Developmentally, we need to recall what breeds terrorism. History tells us that what typically leads to terrorist acts is socioeconomic desperation. Empirical data through examples from all over the world point to one thing: it is macroeconomic failures that translate into the starvation of a people. Tunisia’s fat unemployment rate and its contribution to the ever widening gap between the rich and poor cannot be ignored. Whereas Tunisia used to have a relatively large middle-class, today, that middle socio-economic bracket is narrowing. Desperation also stems from the lack of proper education. In Tunisia’s case, the Ministry of Education’s has proven unable to solve the nation’s archaic, deteriorating schooling system by executing reforms from within.

It’s that prototypical 19-year-old boy who wakes up in the morning with nothing to do. He has no job and his classes seem absolutely pointless to him in the hopes of attaining employment. It is the young adult who feels that he simply has no agency over his very own life. It is that young man who is deftly recruited by gangs and terrorist networks.

What happened in Tunisia last week is a developmental issue that makes perfect chronological sense: following the euphoria of ousting a dictator, Tunisian society is now feeling the birth pangs of democracy.

Certainly what is most striking about the past week, however, are all the analyses gracing the Internet – particularly those written by authors hailing from the United States and Canada, where there is little understanding of North African politics due to an unfortunate language barrier. Due to the region’s colonial history, most of the current research published on North Africa is in French.

Said authors seem to take any event in Tunisia (or Libya) as evidence of some sort of grandiose neocolonialist, neoimperialist American scheme. What is even more behooving is when an article attributes events such as last week’s to some sort of invisible hand that orchestrates everything from behind a shroud of mystery. Admittedly, some of analyses do raise several points to consider in assessing United States foreign policy in the region – its global military apparatus, executing decades of occupation and political meddling, should not go unaccounted for. Yet, it is irresponsible to overlook the very real and concrete domestic factors that lead to this violence. By doing so, such analyses desperately try to fit what took place in Tunisia and Libya into a persistently simplistic, reductionist narrative. Two main world views are equally culpable in perpetuating this endless cycle of misattribution, too – those that fundamentally reduce the dynamics of Maghrebi politics to playing a peripheral role on the greater East vs.
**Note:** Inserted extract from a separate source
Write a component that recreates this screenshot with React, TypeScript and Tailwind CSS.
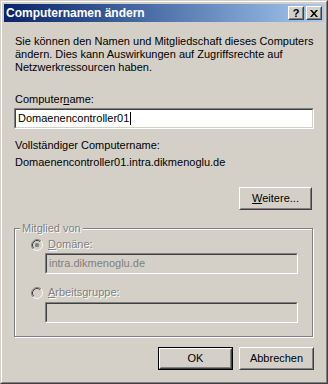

West battlefield, and those that reduce any violence that takes place in the MENA region to “Muslim rage”.*

Contrastingly on Tunisian TV, prime time political shows discuss the happenings through a highly political, highly domestic lens. The discussions center around deadlines, such the Constitution’s completion and ratification and the next elections. Show participants – politicians and members of civil society – are very much attempting to articulate a viable national identity. There is a much larger emphasis on the role of religion in government and society, freedom of expression, and institution-building. This is because the country’s political landscape inherently encompasses issues that are much more complex and far-reaching than an attack on an embassy.

Unfortunately, by reading the international headlines, global readers would never know that Tunisia is undergoing a process of rebirth – which nobody said was easy.

*The phrase used on NEWSWEEK’s Monday 17 September 2012 front page.